China’s beef imports from 2010 to mid-2015 increased more than ten-fold as consumption climbed, U.S. Department of Agriculture data show. Countries such as Australia are boosting export sales.
China’s beef consumption will continue to expand in the coming decade, and an additional 2.2 million tons will be needed by 2025, Rabobank International says. Domestic production probably will meet 80 percent of the demand, and 20 percent will be met by imports, the bank said.
In 2015, China, the biggest pork importer, consumed about 8 million tons of beef a year, according to Rabobank.
Lifting the beef ban “would be a big deal,” said Christian Mayer, a market adviser at Northstar Commodity Investments Co. in Minneapolis. “With the amount of pork they buy, if they could translate it over to beef, that would obviously be a big number.”
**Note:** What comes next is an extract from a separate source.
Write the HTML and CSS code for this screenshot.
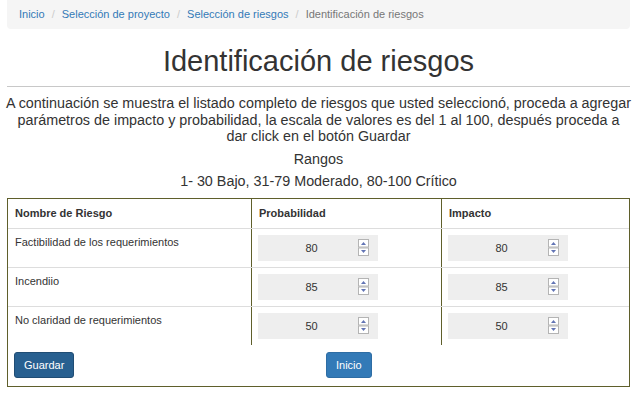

U.S. cattle inventories have started to rebound after a prolonged drought in Texas cut the herd to the smallest in six decades. Beef production will rise 3.8 percent in 2016, the first gain since 2010, the USDA said on January 12.
Any increase in export demand would probably boost cattle prices, and the Chinese market may be “substantial,” Mayer said. “It would surely give a boost to the market.”